Quello che ho potuto notare in seguito, a conferma delle mie tesi sulla "persecuzione benedetta", De Turris preferisce riferirsi all'accaduto, sempre che lo ritenga svoltosi come ho riportato, in maniera molto generica, senza dichiarare che l'editrice Nord ha sì censurato, ma non perché si trattasse di "pericolosi fascisti", piuttosto perché li si criticasse in generale. Del resto, almeno per quanto mi risulta personalmente, l'editrice Nord e i suoi collaboratori più diretti erano persone appartenenti all'area conservatrice e convinti assertori della neutralità editoriale.

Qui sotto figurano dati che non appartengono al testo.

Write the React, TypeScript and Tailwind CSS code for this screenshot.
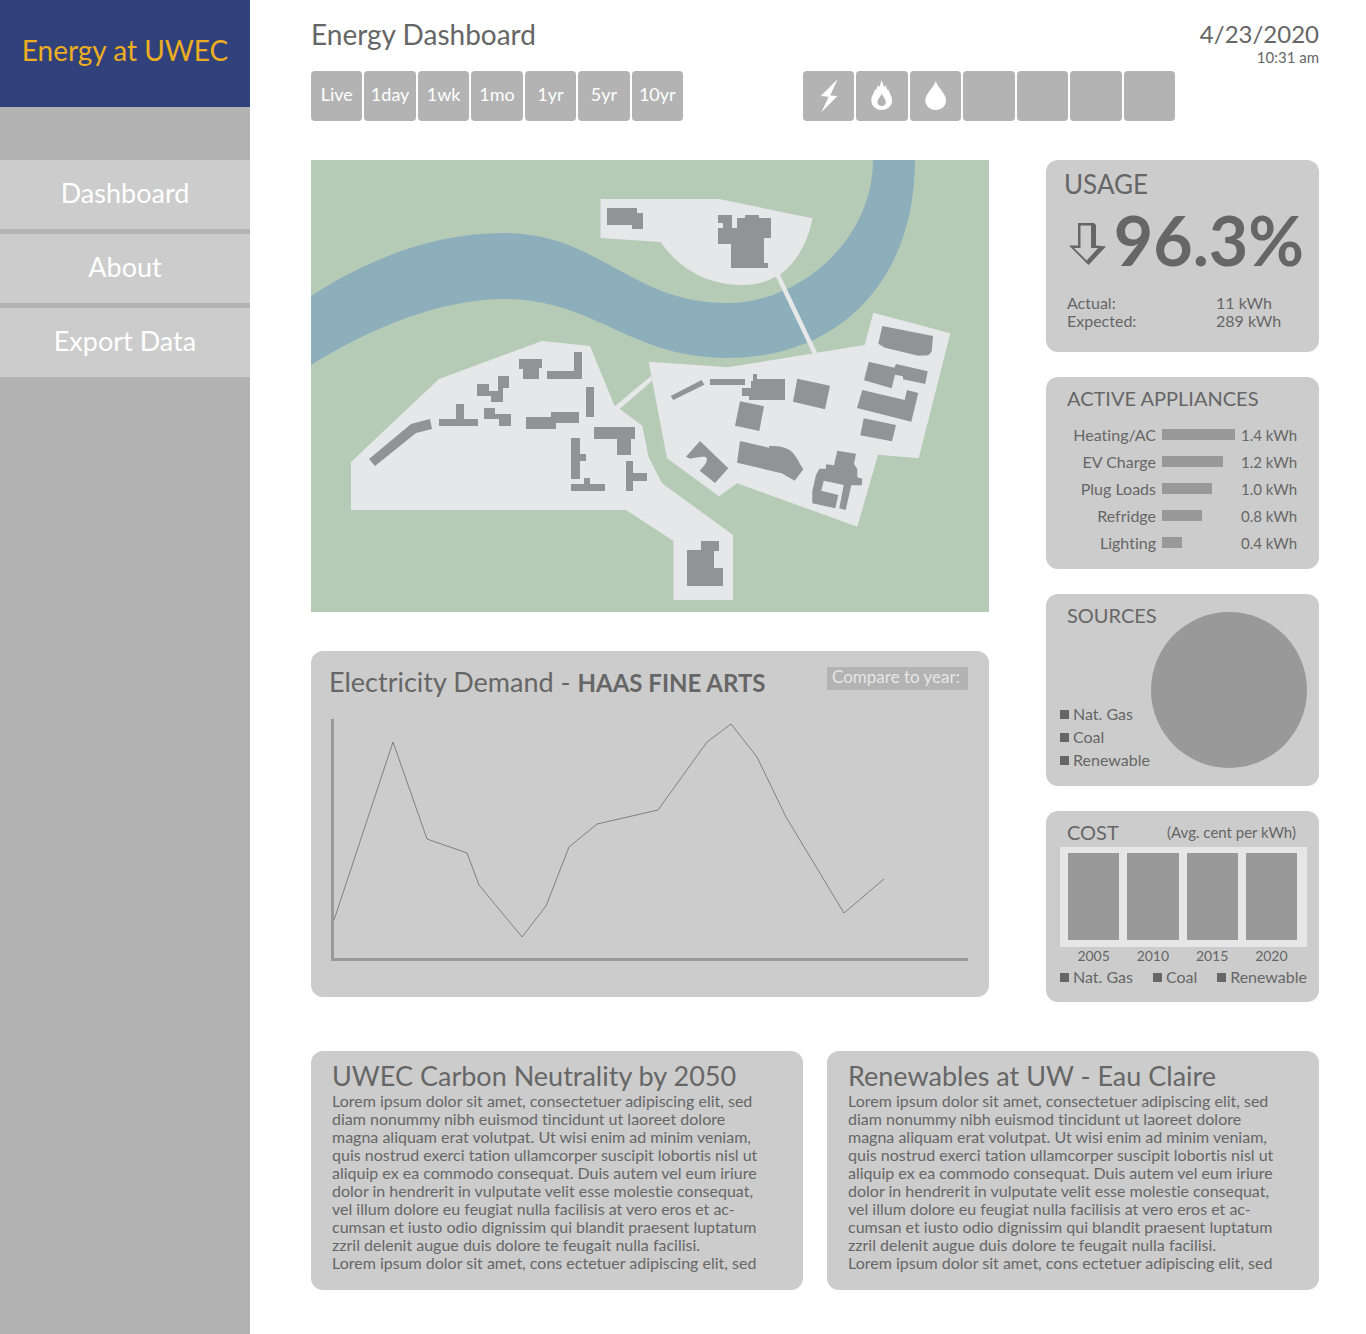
import type { ReactNode } from "react";

const ranges = ["Live", "1day", "1wk", "1mo", "1yr", "5yr", "10yr"];

const appliances = [
  { name: "Heating/AC", value: "1.4 kWh", width: 73 },
  { name: "EV Charge", value: "1.2 kWh", width: 61 },
  { name: "Plug Loads", value: "1.0 kWh", width: 50 },
  { name: "Refridge", value: "0.8 kWh", width: 40 },
  { name: "Lighting", value: "0.4 kWh", width: 20 },
];

const years = ["2005", "2010", "2015", "2020"];

const fuels = ["Nat. Gas", "Coal", "Renewable"];

const lorem = [
  "Lorem ipsum dolor sit amet, consectetuer adipiscing elit, sed",
  "diam nonummy nibh euismod tincidunt ut laoreet dolore",
  "magna aliquam erat volutpat. Ut wisi enim ad minim veniam,",
  "quis nostrud exerci tation ullamcorper suscipit lobortis nisl ut",
  "aliquip ex ea commodo consequat. Duis autem vel eum iriure",
  "dolor in hendrerit in vulputate velit esse molestie consequat,",
  "vel illum dolore eu feugiat nulla facilisis at vero eros et ac-",
  "cumsan et iusto odio dignissim qui blandit praesent luptatum",
  "zzril delenit augue duis dolore te feugait nulla facilisi.",
  "Lorem ipsum dolor sit amet, cons ectetuer adipiscing elit, sed",
];

const buildings = [
  "369,459 411,424 430,419 432,429 416,433 375,466",
  "439,419 456,419 456,404 464,404 464,419 478,419 478,426 439,426",
  "477,384 489,384 489,391 498,391 498,376 509,376 509,388 503,388 503,402 491,402 491,396 477,396",
  "484,408 495,408 495,414 511,414 511,426 499,426 499,419 484,419",
  "519,359 542,359 542,368 539,368 539,379 523,379 523,369 519,369",
  "547,371 574,371 574,352 582,352 582,379 547,379",
  "586,387 594,387 594,417 586,417",
  "526,417 551,417 551,412 579,412 579,423 556,423 556,429 526,429",
  "594,427 635,427 635,439 631,439 631,455 617,455 617,439 594,439",
  "571,438 580,438 580,454 586,454 586,461 580,461 580,479 571,479",
  "571,484 584,484 584,478 590,478 590,484 605,484 605,491 571,491",
  "626,461 633,461 633,473 647,473 647,481 633,481 633,491 626,491",
  "687,550 701,550 701,541 719,541 719,551 714,551 714,568 723,568 723,586 687,586",
  "607,208 637,208 637,213 643,213 643,229 632,229 632,225 607,225",
  "718,215 732,215 732,228 737,228 737,218 745,218 745,215 759,215 759,218 771,218 771,238 764,238 764,263 768,263 768,268 731,268 731,244 718,244 718,228 723,228 723,223 718,223",
  "670.7,396 701.7,380 704.3,384.7 673.3,400",
  "710,379 745,379 745,385 710,385",
  "753,374 757,374 757,379 785,379 785,400 749,400 749,396 742,396 742,388 751,388 751,381 753,381",
  "797.3,378.7 830,385.7 825,409.3 793,401.7",
  "740,401.3 764,406.3 759.3,431 735,425.7",
  "882.3,326 933,336 931.7,351.7 928.3,355.3 918.3,355.7 885,347.7 878.3,343.7",
  "868.7,361.7 894.3,367.7 896,364 927.7,371.3 925.3,384 903,379.3 903,376.3 895,374.7 891.7,388.3 864,380.3",
  "862.3,390 904.7,400 907,390 918.3,393 911.3,421.7 857,408",
  "863.7,418.3 896,425 892,441.3 860.3,435.3",
  "837.3,450.7 856,453.7 854,464 857.3,469 857.3,477.3 862.3,478.7 861.7,485.3 851.3,485.3 845.7,510 839.3,508.3 843.7,485 823.7,480.7 821.3,490.7 838.3,495 835.3,508.3 812.3,503.3 812.3,491 816,475 819.3,468.7 826,468.7 826,464.3 834,465.3",
];

function CampusMap() {
  return (
    <svg viewBox="311 160 678 452" className="block w-full" role="img" aria-label="Campus map">
      <rect x="311" y="160" width="678" height="452" fill="#b5cbb6" />
      <path
        fill="#8dafbc"
        d="M311 296C370 258 435 233 503 233C600 233 630 303 727 303C800 303 873 240 873 160H915C915 280 840 358 727 358C630 358 595 299 503 299C445 299 375 325 311 365Z"
      />
      <g fill="#e6e7e9">
        <path d="M351 462L439 379L542 341L590 346L614.7 406.3L651 376L652.3 380.7L619.7 409L642.3 425.7L648.7 457.3L662 483.3L733 535V600H673.5V541L626 510H351Z" />
        <path d="M600.5 199H719L812.3 218.3C808 245 793 266 780 274.3C768 282 755 285 743 285C705 285 678 267 660.7 242L600.5 238Z" />
        <path d="M648.7 361.7L728 367.3L864.7 345L873.3 312.7L950.3 333.3L918.7 458.3L878 454.7L857.3 526.7L737 483.3L719 496.3L667 458.3Z" />
      </g>
      <path d="M777.7 275L815.7 355" stroke="#e6e7e9" strokeWidth="4.5" />
      <g fill="#929397">
        {buildings.map((points) => (
          <polygon key={points} points={points} />
        ))}
        <path d="M740 441L769 447.7L769.3 445.7C777 446 783 446.5 788.3 449.3C795 453 798 461 803.3 469.3L794.7 480.7L781.7 473.3L737 462.7Z" />
        <path d="M700 441L728.3 468.3L715 483L699.7 470.7C703 467 707 463 707 459C707 455 698 457 690 458.7L686 456.7Z" />
      </g>
    </svg>
  );
}

function BoltIcon() {
  return (
    <svg viewBox="0 0 52 50" className="h-[50px] w-[52px]" fill="#fff">
      <path d="M35 8L27.5 24.5L35 25L18.5 41.5L26 25.8L18 25Z" />
    </svg>
  );
}

function FlameIcon() {
  return (
    <svg viewBox="0 0 52 50" className="h-[50px] w-[52px]" fill="#fff">
      <path
        fillRule="evenodd"
        d="M26 9C27 12 28 14 28.7 16.5L30 14C30.5 16 31 17.5 31.7 19L32.6 18C33.5 22 36.5 25 36.5 29.5C36.5 35 32 39 26 39S15.5 35 15.5 29.5C15.5 25 18.5 22 19.4 18L20.3 19C21 17.5 21.5 16 22 14L23.3 16.5C24 14 25 12 26 9ZM26 22.5C25 25.5 21.8 28 21.8 31.3C21.8 33.6 23.6 35.2 26 35.2S30.2 33.6 30.2 31.3C30.2 28 27 25.5 26 22.5Z"
      />
    </svg>
  );
}

function DropIcon() {
  return (
    <svg viewBox="0 0 52 50" className="h-[50px] w-[52px]" fill="#fff">
      <path d="M26 10C28.5 17 36.5 22.5 36.5 29.5C36.5 35 32 39 26 39S15.5 35 15.5 29.5C15.5 22.5 23.5 17 26 10Z" />
    </svg>
  );
}

function DownArrow() {
  return (
    <svg viewBox="0 0 37 42" className="mt-2 h-[42px] w-[37px] shrink-0">
      <path
        fillRule="evenodd"
        fill="#666"
        d="M9 0H25L27 2V22.5L37 23.5L19.5 42L0 22.5H9ZM11.5 2.5V25H5L17.7 37.5L29 25H22V2.5Z"
      />
    </svg>
  );
}

function DemandChart() {
  return (
    <svg viewBox="331 719 637 242" className="block w-full" role="img" aria-label="Electricity demand">
      <polyline
        fill="none"
        stroke="#808080"
        strokeWidth="1"
        points="334,920 393,742 427,839 467,853 479,885 522,937 546,906 569,847 597,824 658,810 707,742 731,724 757,757 786,817 844,913 884,879"
      />
      <path fill="#999" d="M331 719H334V958H968V961H331Z" />
    </svg>
  );
}

function Legend({ className }: { className: string }) {
  return (
    <ul className={className}>
      {fuels.map((fuel) => (
        <li key={fuel} className="flex items-center gap-1 text-base leading-[18px]">
          <span className="h-[9px] w-[9px] bg-[#666]" />
          {fuel}
        </li>
      ))}
    </ul>
  );
}

function Card({ children, className }: { children: ReactNode; className: string }) {
  return <section className={`rounded-xl bg-[#ccc] ${className}`}>{children}</section>;
}

function Article({ title }: { title: string }) {
  return (
    <Card className="min-h-[239px] flex-1 overflow-hidden px-[21px] pt-2 pb-4">
      <h2 className="text-[27px] leading-[33px]">{title}</h2>
      <p className="text-base leading-[18px] whitespace-nowrap">
        {lorem.map((line) => (
          <span key={line} className="block">
            {line}
          </span>
        ))}
      </p>
    </Card>
  );
}

export default function App() {
  const tile = "flex h-[50px] items-center justify-center rounded-[4px] bg-[#b3b3b3] text-white";
  return (
    <div className="flex min-h-screen bg-white font-['Lato',sans-serif] text-[#666] [font-variant-ligatures:none]">
      <aside className="w-[250px] shrink-0 bg-[#b3b3b3]">
        <div className="flex h-[107px] items-center justify-center bg-[#30417b] pb-2 text-[28px] text-[#ecae20]">
          Energy at UWEC
        </div>
        <nav className="mt-[53px] flex flex-col gap-[5px]">
          {["Dashboard", "About", "Export Data"].map((item) => (
            <a
              key={item}
              href="#"
              className="flex h-[69px] items-center justify-center bg-[#ccc] pb-0.5 text-[27px] text-white"
            >
              {item}
            </a>
          ))}
        </nav>
      </aside>

      <main className="min-w-0 flex-1 pr-[47px] pb-11 pl-[61px]">
        <header className="flex h-[71px] items-start justify-between pt-5">
          <h1 className="text-[28px] leading-[28px]">Energy Dashboard</h1>
          <div className="text-right">
            <div className="text-[24px] leading-[28px]">4/23/2020</div>
            <div className="text-[15px] leading-[18px]">10:31 am</div>
          </div>
        </header>

        <div className="flex gap-[120px]">
          <div className="grid w-[372px] grid-cols-7 gap-[2px]">
            {ranges.map((range) => (
              <button key={range} type="button" className={`${tile} pb-1 text-[18px]`}>
                {range}
              </button>
            ))}
          </div>
          <div className="grid w-[372px] grid-cols-7 gap-[2px]">
            <button type="button" aria-label="Electricity" className={tile}>
              <BoltIcon />
            </button>
            <button type="button" aria-label="Gas" className={tile}>
              <FlameIcon />
            </button>
            <button type="button" aria-label="Water" className={tile}>
              <DropIcon />
            </button>
            {[4, 5, 6, 7].map((slot) => (
              <button key={slot} type="button" aria-label={`Slot ${slot}`} className={tile} />
            ))}
          </div>
        </div>

        <div className="mt-[39px] flex gap-[57px]">
          <div className="flex min-w-0 flex-1 flex-col items-stretch gap-[39px]">
            <CampusMap />
            <Card className="pt-4 pr-[21px] pb-9 pl-5">
              <div className="mb-[19px] flex h-[33px] items-start justify-between">
                <h2 className="-ml-0.5 text-[27px] leading-[30px]">
                  Electricity Demand - <b className="text-[24px] leading-none font-bold">HAAS FINE ARTS</b>
                </h2>
                <select
                  aria-label="Compare to year"
                  className="h-[23px] w-[141px] appearance-none bg-[#b3b3b3] px-[5px] pb-1 text-[17px] leading-[18px] text-[#e6e6e6]"
                >
                  <option>Compare to year:</option>
                </select>
              </div>
              <DemandChart />
            </Card>
          </div>

          <div className="flex w-[273px] shrink-0 flex-col gap-[25px]">
            <Card className="h-[192px] pt-2 pr-[15px] pl-[18px]">
              <h2 className="text-[26px] leading-[33px]">USAGE</h2>
              <div className="flex h-[78px] items-center justify-between pl-[5px]">
                <DownArrow />
                <span className="text-[68px] leading-[78px] font-bold">96.3%</span>
              </div>
              <dl className="mt-[15px] grid grid-cols-[149px_1fr] pl-[3px] text-base leading-[18px]">
                <dt>Actual:</dt>
                <dd>11 kWh</dd>
                <dt>Expected:</dt>
                <dd>289 kWh</dd>
              </dl>
            </Card>

            <Card className="h-[192px] px-[21px] pt-2">
              <h2 className="text-[20px] leading-[26px]">ACTIVE APPLIANCES</h2>
              <table className="mt-2.5 w-full text-[15px]">
                <tbody>
                  {appliances.map((item) => (
                    <tr key={item.name} className="h-[27px]">
                      <th scope="row" className="w-[89px] p-0 text-right text-base leading-[18px] font-normal">
                        {item.name}
                      </th>
                      <td className="p-0 pl-1.5">
                        <div className="h-[11px] bg-[#999]" style={{ width: item.width }} />
                      </td>
                      <td className="p-0 pr-px text-right leading-[18px]">{item.value}</td>
                    </tr>
                  ))}
                </tbody>
              </table>
            </Card>

            <Card className="flex h-[192px] pr-3 pl-[14px]">
              <div className="flex w-[91px] shrink-0 flex-col justify-between pt-2 pb-[17px]">
                <h2 className="pl-[7px] text-[20px] leading-[26px]">SOURCES</h2>
                <Legend className="flex flex-col gap-[5px]" />
              </div>
              <div className="mt-[18px] h-[156px] w-[156px] shrink-0 rounded-full bg-[#999]" />
            </Card>

            <Card className="h-[191px] pt-2 pr-3 pl-[14px]">
              <div className="flex items-center justify-between pr-[11px] pl-[7px]">
                <h2 className="text-[20px] leading-[26px]">COST</h2>
                <span className="text-[15px] leading-[26px]">(Avg. cent per kWh)</span>
              </div>
              <div className="mt-0.5 grid h-[100px] grid-cols-4 gap-2 bg-[#e6e6e6] pt-1.5 pr-[10px] pb-[7px] pl-2">
                {years.map((year) => (
                  <div key={year} className="bg-[#999]" />
                ))}
              </div>
              <div className="grid grid-cols-4 gap-2 pr-[10px] pl-2 text-center text-[14px] leading-[18px]">
                {years.map((year) => (
                  <span key={year}>{year}</span>
                ))}
              </div>
              <Legend className="mt-[3px] flex justify-between" />
            </Card>
          </div>
        </div>

        <div className="mt-[49px] flex gap-6">
          <Article title="UWEC Carbon Neutrality by 2050" />
          <Article title="Renewables at UW - Eau Claire" />
        </div>
      </main>
    </div>
  );
}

Anche quanto accaduto in quel lontano e insignificante episodio mi conduce a pensare che De Turris sia molto affezionato a una condizione di perseguitato politico che, sempre che esista, è molto labile, e che la mancanza di una considerazione critica più allargata risiedano piuttosto nella modestia dei suoi contributi, nella scarsa originalità, nella serializzazione degli interventi (da me pienamente giustificata in virtù di onorevoli necessità) e nell'aver perduto il potere della carta stampata. Quest'ultimo, ai tempi di Solfanelli, gli aveva garantito le attenzioni dei molti autori disponibili a ogni compromesso, anche politico, pur di pubblicare...

Di altro non intendo parlare, anche perché l'invidia nei confronti delle maggiori qualità professionali rivolte a Brolli ed Evangelisti fa, seppure amaramente, sorridere.